* _WHAT NEEDS TO BE DONE_
From the material below, list every line containing "components".
## Begin
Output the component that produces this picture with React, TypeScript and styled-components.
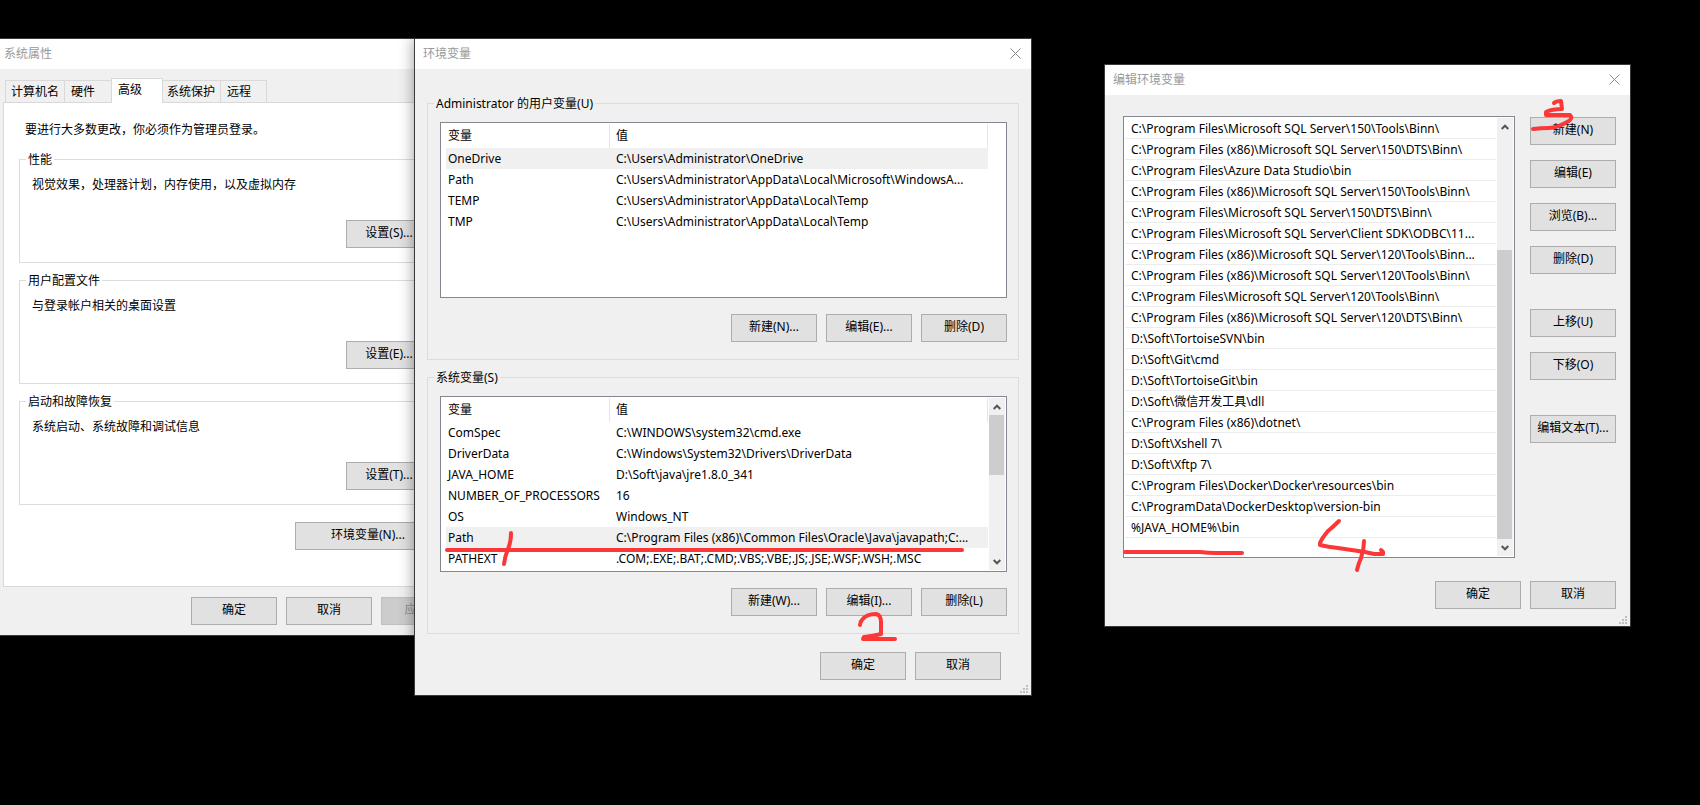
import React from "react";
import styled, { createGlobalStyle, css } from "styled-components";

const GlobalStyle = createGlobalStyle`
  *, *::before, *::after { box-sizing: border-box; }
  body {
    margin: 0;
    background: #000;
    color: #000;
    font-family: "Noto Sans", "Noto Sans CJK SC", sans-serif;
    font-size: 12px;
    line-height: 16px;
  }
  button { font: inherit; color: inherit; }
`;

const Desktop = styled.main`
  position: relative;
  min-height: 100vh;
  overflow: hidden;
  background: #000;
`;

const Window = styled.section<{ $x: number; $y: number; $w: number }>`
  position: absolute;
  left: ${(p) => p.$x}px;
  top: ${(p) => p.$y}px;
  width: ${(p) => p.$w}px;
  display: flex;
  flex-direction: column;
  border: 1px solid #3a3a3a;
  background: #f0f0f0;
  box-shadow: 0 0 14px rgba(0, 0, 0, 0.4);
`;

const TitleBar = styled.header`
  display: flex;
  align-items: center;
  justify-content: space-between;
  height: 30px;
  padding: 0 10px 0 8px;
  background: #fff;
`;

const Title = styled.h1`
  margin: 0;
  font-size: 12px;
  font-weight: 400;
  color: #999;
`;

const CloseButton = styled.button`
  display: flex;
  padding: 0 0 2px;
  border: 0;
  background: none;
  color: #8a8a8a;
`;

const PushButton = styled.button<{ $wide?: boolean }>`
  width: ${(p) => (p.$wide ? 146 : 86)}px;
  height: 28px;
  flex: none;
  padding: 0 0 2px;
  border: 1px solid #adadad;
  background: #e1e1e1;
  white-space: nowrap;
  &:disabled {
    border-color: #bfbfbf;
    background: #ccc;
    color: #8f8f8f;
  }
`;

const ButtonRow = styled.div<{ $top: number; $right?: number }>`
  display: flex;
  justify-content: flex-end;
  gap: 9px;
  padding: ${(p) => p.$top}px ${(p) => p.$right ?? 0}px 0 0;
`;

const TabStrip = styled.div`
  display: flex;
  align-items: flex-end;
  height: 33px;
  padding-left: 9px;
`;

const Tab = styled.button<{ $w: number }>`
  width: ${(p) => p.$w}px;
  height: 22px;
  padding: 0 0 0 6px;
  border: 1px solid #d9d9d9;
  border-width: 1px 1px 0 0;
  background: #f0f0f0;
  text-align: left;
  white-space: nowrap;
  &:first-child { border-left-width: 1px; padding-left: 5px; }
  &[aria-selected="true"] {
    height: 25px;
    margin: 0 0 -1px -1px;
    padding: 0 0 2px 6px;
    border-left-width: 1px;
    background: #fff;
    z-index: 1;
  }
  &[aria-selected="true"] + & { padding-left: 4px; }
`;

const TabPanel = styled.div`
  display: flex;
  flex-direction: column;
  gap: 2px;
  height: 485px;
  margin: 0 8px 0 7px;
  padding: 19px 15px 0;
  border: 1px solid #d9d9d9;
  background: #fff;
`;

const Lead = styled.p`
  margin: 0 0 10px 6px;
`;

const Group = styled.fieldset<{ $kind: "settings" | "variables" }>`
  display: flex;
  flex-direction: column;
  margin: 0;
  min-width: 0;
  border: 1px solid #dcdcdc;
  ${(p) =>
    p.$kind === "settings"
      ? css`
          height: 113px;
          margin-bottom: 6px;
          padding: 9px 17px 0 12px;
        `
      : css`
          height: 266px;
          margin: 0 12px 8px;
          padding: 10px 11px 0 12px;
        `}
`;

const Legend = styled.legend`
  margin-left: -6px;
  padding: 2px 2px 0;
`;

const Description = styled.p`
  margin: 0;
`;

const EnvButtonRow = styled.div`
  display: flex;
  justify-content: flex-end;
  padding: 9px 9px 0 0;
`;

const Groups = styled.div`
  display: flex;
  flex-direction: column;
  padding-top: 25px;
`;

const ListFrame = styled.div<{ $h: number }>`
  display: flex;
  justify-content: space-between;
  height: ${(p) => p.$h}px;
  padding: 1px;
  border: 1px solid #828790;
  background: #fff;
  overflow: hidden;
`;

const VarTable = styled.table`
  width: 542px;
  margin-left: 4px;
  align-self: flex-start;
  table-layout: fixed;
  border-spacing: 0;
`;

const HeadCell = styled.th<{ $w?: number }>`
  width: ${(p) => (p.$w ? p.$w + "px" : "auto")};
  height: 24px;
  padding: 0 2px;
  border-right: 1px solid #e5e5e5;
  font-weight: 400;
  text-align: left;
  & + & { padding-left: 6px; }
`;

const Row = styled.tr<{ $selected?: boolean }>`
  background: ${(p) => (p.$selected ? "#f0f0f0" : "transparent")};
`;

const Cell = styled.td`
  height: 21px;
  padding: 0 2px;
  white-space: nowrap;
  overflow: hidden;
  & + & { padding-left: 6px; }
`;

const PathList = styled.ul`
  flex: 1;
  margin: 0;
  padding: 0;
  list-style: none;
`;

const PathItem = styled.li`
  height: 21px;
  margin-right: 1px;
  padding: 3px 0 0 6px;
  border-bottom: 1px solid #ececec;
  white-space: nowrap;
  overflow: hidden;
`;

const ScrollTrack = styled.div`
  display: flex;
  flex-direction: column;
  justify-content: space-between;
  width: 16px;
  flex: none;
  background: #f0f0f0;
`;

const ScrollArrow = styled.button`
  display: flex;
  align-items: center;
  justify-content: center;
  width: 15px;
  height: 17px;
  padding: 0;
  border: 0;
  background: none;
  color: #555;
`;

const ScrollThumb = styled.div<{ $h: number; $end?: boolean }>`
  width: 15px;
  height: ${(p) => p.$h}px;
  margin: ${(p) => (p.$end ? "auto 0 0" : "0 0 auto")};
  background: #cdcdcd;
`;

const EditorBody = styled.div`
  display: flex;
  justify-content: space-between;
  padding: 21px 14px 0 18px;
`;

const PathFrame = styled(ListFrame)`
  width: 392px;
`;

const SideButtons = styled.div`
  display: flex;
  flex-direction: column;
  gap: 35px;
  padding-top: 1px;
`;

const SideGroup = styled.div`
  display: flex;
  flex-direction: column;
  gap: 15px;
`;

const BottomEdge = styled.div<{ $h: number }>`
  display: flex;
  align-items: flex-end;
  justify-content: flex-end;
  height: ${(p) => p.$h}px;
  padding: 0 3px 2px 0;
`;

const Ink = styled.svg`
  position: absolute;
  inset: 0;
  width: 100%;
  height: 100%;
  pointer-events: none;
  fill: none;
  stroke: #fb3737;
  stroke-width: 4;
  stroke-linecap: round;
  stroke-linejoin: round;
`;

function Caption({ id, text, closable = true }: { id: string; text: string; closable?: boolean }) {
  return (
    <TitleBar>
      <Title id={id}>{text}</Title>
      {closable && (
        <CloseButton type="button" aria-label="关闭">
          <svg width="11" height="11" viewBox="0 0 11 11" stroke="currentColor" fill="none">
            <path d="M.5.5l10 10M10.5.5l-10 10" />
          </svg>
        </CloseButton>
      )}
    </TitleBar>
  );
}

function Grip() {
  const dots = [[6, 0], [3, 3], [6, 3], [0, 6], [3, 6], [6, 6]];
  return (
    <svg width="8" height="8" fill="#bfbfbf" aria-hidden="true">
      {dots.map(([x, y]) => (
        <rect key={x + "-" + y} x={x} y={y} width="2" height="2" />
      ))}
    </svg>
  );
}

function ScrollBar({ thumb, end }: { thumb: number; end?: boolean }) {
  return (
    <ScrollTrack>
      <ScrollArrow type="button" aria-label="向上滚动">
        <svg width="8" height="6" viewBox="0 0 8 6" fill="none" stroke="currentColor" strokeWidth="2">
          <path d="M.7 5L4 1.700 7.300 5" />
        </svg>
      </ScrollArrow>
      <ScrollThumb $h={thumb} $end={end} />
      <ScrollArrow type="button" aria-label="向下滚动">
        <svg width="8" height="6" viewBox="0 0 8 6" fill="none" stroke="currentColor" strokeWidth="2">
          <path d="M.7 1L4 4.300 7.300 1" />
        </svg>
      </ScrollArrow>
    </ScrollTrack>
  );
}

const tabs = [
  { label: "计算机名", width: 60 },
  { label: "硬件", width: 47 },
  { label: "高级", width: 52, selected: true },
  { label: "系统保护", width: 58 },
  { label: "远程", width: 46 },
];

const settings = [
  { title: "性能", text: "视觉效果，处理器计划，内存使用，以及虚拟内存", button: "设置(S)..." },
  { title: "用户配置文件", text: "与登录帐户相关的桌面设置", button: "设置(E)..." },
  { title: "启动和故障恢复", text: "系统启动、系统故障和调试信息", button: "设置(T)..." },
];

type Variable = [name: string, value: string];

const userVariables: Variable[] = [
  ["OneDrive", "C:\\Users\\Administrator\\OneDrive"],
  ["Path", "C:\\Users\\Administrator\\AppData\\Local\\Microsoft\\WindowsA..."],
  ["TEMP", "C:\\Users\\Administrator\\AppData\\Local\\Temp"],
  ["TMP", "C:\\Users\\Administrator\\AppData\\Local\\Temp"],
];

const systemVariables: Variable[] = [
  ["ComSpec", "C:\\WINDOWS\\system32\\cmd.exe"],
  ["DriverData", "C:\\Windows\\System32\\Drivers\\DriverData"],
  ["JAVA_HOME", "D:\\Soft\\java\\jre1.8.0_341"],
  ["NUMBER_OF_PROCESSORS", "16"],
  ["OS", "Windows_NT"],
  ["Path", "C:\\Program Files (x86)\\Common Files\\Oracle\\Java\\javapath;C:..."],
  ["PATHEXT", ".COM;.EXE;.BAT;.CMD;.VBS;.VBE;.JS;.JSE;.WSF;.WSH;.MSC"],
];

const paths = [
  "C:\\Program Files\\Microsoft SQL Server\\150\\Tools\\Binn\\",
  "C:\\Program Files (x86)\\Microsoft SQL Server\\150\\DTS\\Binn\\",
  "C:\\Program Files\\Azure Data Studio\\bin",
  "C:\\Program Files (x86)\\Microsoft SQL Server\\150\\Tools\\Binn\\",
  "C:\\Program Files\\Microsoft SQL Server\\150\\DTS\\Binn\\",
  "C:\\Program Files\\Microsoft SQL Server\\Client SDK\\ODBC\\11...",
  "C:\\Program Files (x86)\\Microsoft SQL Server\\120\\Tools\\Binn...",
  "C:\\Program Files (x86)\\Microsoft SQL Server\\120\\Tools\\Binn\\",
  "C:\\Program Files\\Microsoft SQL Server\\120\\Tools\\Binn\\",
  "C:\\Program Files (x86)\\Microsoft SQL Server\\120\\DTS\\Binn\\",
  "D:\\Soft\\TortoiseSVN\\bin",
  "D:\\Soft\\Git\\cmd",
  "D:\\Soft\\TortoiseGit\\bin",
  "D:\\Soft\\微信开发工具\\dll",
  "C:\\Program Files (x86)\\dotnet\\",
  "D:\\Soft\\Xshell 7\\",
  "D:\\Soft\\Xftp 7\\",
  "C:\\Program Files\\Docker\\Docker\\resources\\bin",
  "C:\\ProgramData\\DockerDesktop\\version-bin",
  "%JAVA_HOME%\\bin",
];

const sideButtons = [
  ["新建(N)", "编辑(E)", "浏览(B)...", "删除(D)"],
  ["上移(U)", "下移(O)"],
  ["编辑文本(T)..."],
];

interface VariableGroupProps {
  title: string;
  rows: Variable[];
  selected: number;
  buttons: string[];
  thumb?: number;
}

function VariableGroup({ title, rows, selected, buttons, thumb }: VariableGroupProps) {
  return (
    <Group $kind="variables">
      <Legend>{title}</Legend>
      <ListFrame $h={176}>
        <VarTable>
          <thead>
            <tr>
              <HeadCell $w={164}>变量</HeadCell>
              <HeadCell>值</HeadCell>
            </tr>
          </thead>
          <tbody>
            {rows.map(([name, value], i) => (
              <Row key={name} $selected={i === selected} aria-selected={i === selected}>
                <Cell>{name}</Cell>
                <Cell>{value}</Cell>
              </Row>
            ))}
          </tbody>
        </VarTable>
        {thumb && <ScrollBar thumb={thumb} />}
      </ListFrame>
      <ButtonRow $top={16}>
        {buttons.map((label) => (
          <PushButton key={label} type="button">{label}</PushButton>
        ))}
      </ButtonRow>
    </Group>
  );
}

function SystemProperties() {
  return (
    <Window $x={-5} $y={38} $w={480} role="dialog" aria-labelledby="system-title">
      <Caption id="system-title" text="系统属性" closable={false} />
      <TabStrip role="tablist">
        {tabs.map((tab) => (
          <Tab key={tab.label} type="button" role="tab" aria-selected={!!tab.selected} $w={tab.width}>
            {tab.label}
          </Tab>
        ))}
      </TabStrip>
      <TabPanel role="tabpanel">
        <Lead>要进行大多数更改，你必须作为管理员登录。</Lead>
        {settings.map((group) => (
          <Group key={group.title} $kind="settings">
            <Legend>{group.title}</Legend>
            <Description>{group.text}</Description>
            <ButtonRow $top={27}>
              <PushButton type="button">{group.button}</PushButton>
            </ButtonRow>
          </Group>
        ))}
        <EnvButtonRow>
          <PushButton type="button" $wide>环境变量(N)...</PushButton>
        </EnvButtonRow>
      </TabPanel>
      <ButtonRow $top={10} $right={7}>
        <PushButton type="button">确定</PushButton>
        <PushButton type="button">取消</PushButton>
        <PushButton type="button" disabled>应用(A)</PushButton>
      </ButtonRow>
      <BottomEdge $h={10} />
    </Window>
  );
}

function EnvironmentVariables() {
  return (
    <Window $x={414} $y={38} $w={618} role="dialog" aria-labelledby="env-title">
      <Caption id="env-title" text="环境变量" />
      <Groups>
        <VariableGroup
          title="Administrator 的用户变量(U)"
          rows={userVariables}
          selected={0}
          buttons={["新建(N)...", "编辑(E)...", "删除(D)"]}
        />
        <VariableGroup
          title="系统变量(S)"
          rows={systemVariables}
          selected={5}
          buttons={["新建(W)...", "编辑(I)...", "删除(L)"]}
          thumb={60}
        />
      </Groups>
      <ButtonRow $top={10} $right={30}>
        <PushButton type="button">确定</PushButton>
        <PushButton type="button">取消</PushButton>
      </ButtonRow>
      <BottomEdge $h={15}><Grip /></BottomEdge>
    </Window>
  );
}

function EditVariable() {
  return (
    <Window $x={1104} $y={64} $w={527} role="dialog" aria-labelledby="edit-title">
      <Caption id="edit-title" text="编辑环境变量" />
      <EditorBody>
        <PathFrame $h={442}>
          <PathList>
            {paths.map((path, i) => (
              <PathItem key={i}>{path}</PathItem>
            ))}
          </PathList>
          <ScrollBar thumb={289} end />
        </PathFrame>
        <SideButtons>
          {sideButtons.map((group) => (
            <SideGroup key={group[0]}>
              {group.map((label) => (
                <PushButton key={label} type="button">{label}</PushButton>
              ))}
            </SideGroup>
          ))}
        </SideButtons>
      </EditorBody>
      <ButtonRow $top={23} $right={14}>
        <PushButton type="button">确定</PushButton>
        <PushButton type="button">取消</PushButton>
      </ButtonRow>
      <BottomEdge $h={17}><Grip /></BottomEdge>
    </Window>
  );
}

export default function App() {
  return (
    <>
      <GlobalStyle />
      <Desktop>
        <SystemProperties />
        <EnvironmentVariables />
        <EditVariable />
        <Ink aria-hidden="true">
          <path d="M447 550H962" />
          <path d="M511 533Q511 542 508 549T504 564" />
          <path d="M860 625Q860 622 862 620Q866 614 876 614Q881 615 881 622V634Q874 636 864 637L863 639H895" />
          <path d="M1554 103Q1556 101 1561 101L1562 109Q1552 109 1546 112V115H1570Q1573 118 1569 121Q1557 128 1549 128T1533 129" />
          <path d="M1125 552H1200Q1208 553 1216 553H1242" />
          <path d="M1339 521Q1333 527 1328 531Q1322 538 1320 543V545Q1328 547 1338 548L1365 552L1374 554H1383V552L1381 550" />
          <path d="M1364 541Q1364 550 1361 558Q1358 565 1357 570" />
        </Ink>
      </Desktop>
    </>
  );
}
## End
* _THE RESPONSE_
Output the component that produces this picture with React, TypeScript and styled-components.
import styled, { createGlobalStyle, css } from "styled-components";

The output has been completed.